Weekly Photo Challenge: Between

…The Land and The Sea…

The Sea Wall between Dawlish and Teignmouth – 47537 passes Sprey Point
47537 at Sprey Point, Teignmouth (31APR79)

45017 exits Parson Tunnel – dwarfed by the sea defences in the foreground
45017 at Parson Tunnel, Teignmouth (31APR79)

47259 on the sea wall – looking back towards Sprey Point & Teignmouth
47259 at Teignmouth (31APR79)

Aycliff, Dover – 411605 leads a 12-car Dover Priory to London Victoria service beneath the cliffs
411605 passing Aycliff, Dover (AUG80)

33052 ‘Ashford’ with some ferry wagons in a photo that predates the Channel Tunnel
33052 at Aycliffe, Dover (AUG80)

Grange over Sands – 40156 among the wildflowers on the sea wall
40156 at Grange over Sands (JUL79)

You can read about this Weekly Photo Challenge at http://dailypost.wordpress.com/dp_photo_challenge/between-danielle-hark/


    1. Thanks Colline. The rocks are placed there to try and stop the Atlantic from washing lots of Devon away, and when I say dwarfed I’m making a point – that’s 140 tons of locomotive and it looks tiny 😉 Last winter the see defences at Dawlish failed in spectacular fashion and the line was cut for several weeks.

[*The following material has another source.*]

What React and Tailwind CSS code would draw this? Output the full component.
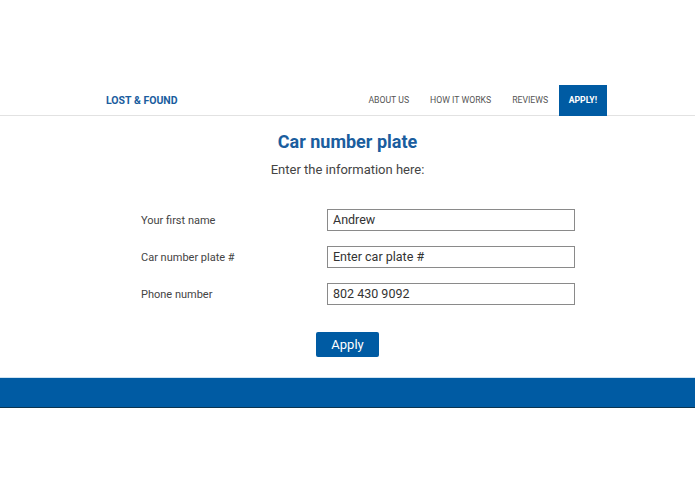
import React from "react";

const fields = [
    { label: "Your first name", value: "Andrew" },
    { label: "Car number plate #", value: "Enter car plate #" },
    { label: "Phone number", value: "802 430 9092" },
];

const App = () => {
    return (
        <div className="w-[695px] h-[494px] bg-white font-['Roboto',sans-serif] overflow-hidden">
            <div className="h-[85px]"></div>
            <div className="flex items-center h-[31px] border-b border-[#e2e2e2] pl-[106px] pr-[88px]">
                <p className="text-[10.5px] font-bold text-[#1a5d9e] pt-[2px]">LOST &amp; FOUND</p>
                <div className="ml-auto flex items-stretch h-[31px] text-[8.7px] text-[#555]">
                    <a className="flex items-center px-[10.5px] pt-[2px]">ABOUT US</a>
                    <a className="flex items-center px-[10.5px] pt-[2px]">HOW IT WORKS</a>
                    <a className="flex items-center px-[10.5px] pt-[2px]">REVIEWS</a>
                    <a className="flex items-center px-[10px] pt-[2px] bg-[#005ba3] text-white font-bold">APPLY!</a>
                </div>
            </div>
            <div className="flex flex-col items-center">
                <h1 className="mt-[15px] text-[18px] leading-[22px] font-bold text-[#1a5d9e]">Car number plate</h1>
                <p className="mt-[9px] text-[13px] leading-[16px] text-[#444]">Enter the information here:</p>
            </div>
            <div className="mt-[31px] flex flex-col gap-[15px] pl-[141px]">
                {fields.map((f) => (
                    <div key={f.label} className="flex items-center h-[22px]">
                        <p className="w-[186px] text-[11px] text-[#444] mt-[3px]">{f.label}</p>
                        <div className="w-[248px] h-[22px] border border-[#8a8a8a] flex items-center px-[5px] text-[12.5px] text-[#333]">
                            {f.value}
                        </div>
                    </div>
                ))}
            </div>
            <div className="mt-[27px] flex justify-center">
                <button className="w-[63px] h-[25px] rounded-[2px] bg-[#005ba3] text-white text-[13px]">Apply</button>
            </div>
            <div className="mt-[20px] h-[31px] bg-[#005ba3] border-t border-[#cfe3f2] border-b border-b-[#0b3550]"></div>
        </div>
    );
};

export default App;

    1. Hi Christine, yes I saw your posts on that visit. The lines have always lived on the edge now it’s time for government to decide whether an inland route should be funded as an alternative to the original coastal route so that services to Cornwall can be maintained.

      1. Possibly Christine, though I’m not sure how it stacks up economically. My understanding is that the coastal route would be retained anyway to serve the population centres like Dawlish and Teignmouth. But bad weather cutting Cornwall off from the rest of the network is bad for tourism and business so some sort of permanent solution to worsening winter storms has to be found. Equally there is the china clay industry to consider – though that’s just about the only freight that travels from Cornwall by rail these days. There’s nothng west of Par since the oil traffic stopped. The alternate route being considered would use part of the old London & South Western line (another Beeching closure that might have been better left open). I guess we’ll have to wait and see what the government decides to do about it.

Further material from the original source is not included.